The academic year is divided into four ten-week periods. During the first two years, you take eight weeks of lectures in each period, followed by two weeks of exams. You follow four courses in each period. In the fifth week of each period, you take digital tests on the material covered in each application course.

An application course teaches you more about the Construction, Water and Transport fields of study. As a result, you have fewer exams during the examination period. Each period includes time for the Bouwplaats ('Building Site'), which covers laboratory courses and skills such as presenting, programming and drawing. Attendance at the Bouwplaats is compulsory, and the work is subject to assessment. In principle, there are no exams. If you carry out the work assigned to you satisfactorily, you will receive credits for it.

The third year is structured differently, without the Bouwplaats. You ultimately complete your Bachelor's programme with a final assignment that resembles a coursework project, after which you will be entitled to use the title Bachelor of Science (BSc).

The study programme in Civil Engineering consists of four learning paths.

    • Mathematics.
    • Mechanics courses and foundation courses.
    • Applied civil engineering courses.
    • (Research) skills.

    Each quarter, you will have a mathematics course, a mechanics or structural design course, an applied course (e.g. Introduction to CT) and the Bouwplaats.

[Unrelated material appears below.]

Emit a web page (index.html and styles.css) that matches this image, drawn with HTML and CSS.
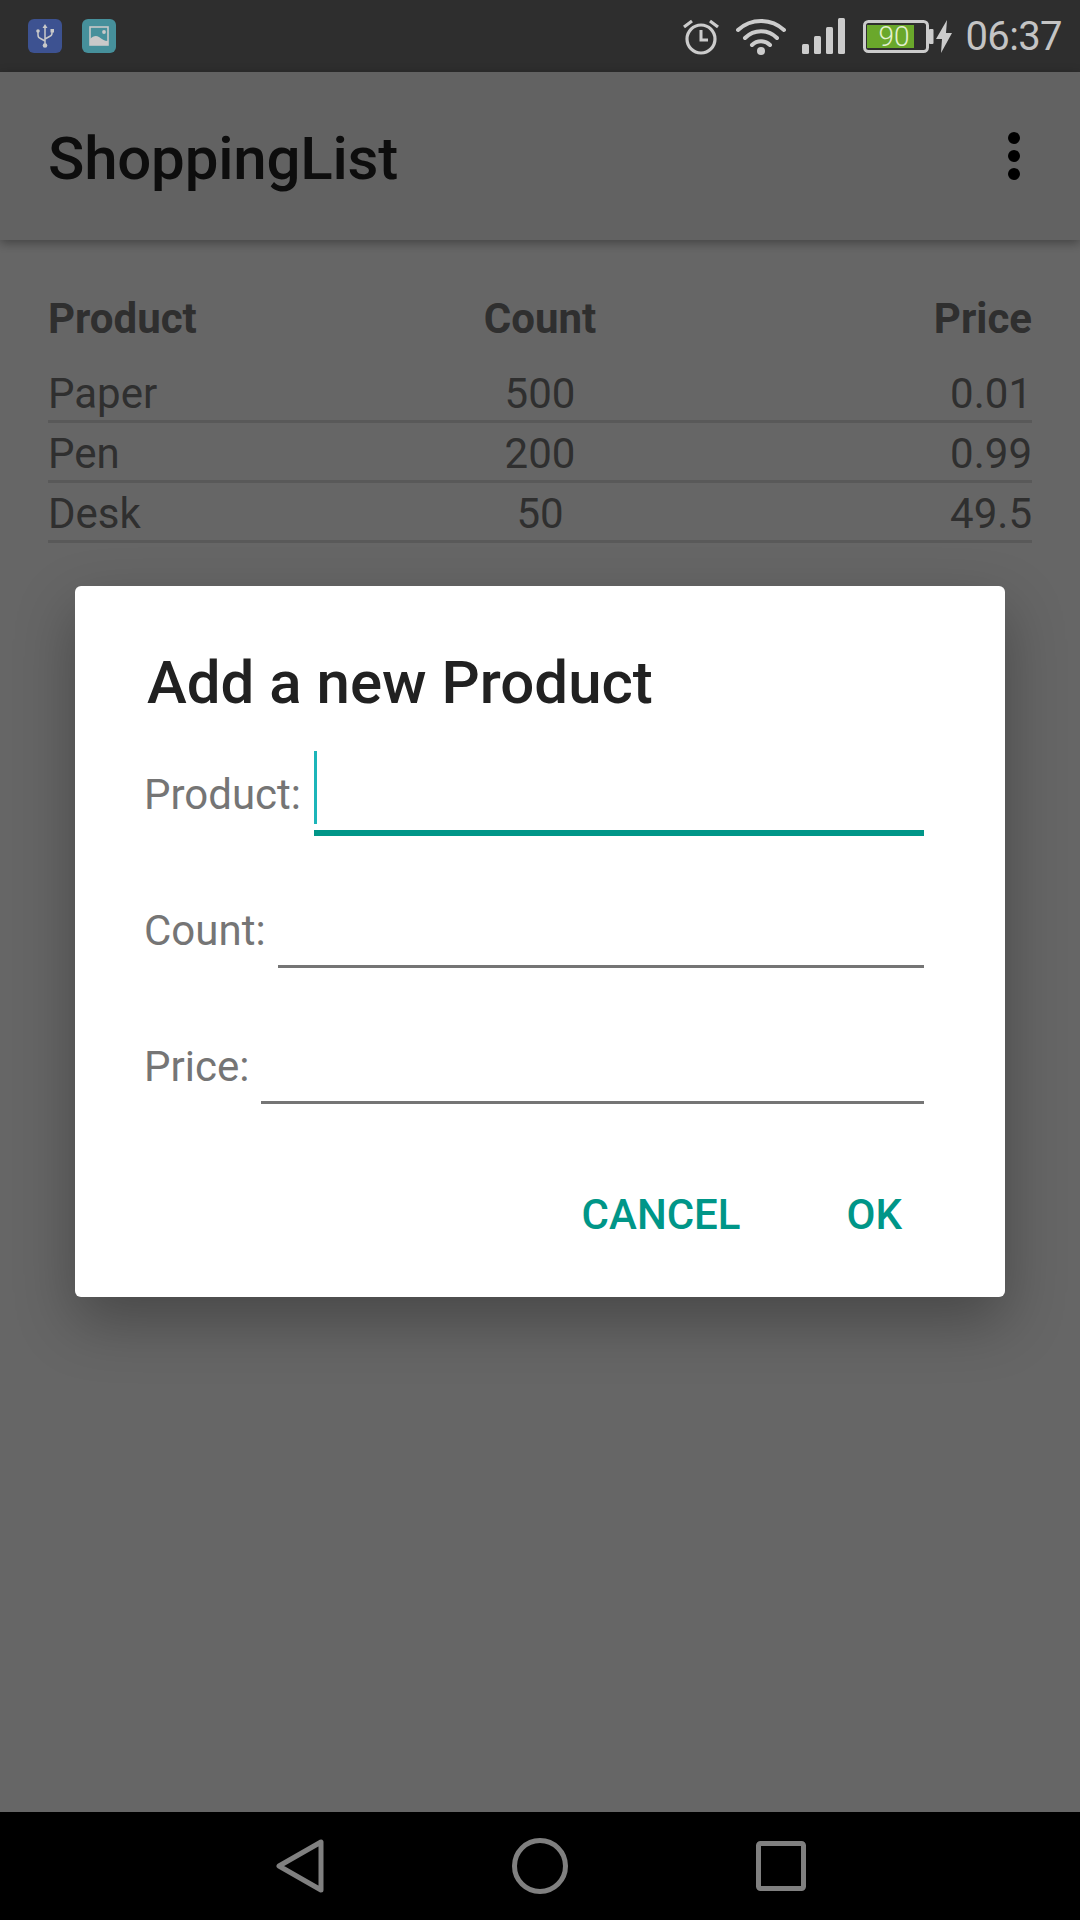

This structure is identical for Year 1 and Year 2. The Bouwplaats is included in your schedule each week.

    During the first year, you lay the foundation for your technical knowledge with mathematics, mechanics and construction courses. You become acquainted the Construction and Transport fields of study, software related to these fields, and soft skills such as presenting and reporting. You also begin designing structures and (technical) drawing.

    During your second year, you expand your basic technical knowledge with subjects such as differential equations, dynamics, fluid and structural mechanics. You also become acquainted with the Water field of study and start to learn programming.

    You choose a six-month minor programme and three specialisation courses to prepare for the Master's degree programme. A minor enables you to broaden or deepen your studies. Your future employers will be happy to see that you dared to look beyond your own degree programme.

    In Semester 1 of Year 3 of the Bachelor's degree programme you will have the opportunity to spend six months broadening your horizons and exploring a subject that interests you, in the way that suits you best.Alternatively, you can widen your world by opting for a cohesive course package, an internship or a course abroad. A well-chosen Minor can help you to find the career direction that suits you, or to discover which Master’s programme you would like to take after your Bachelor’s degree programme.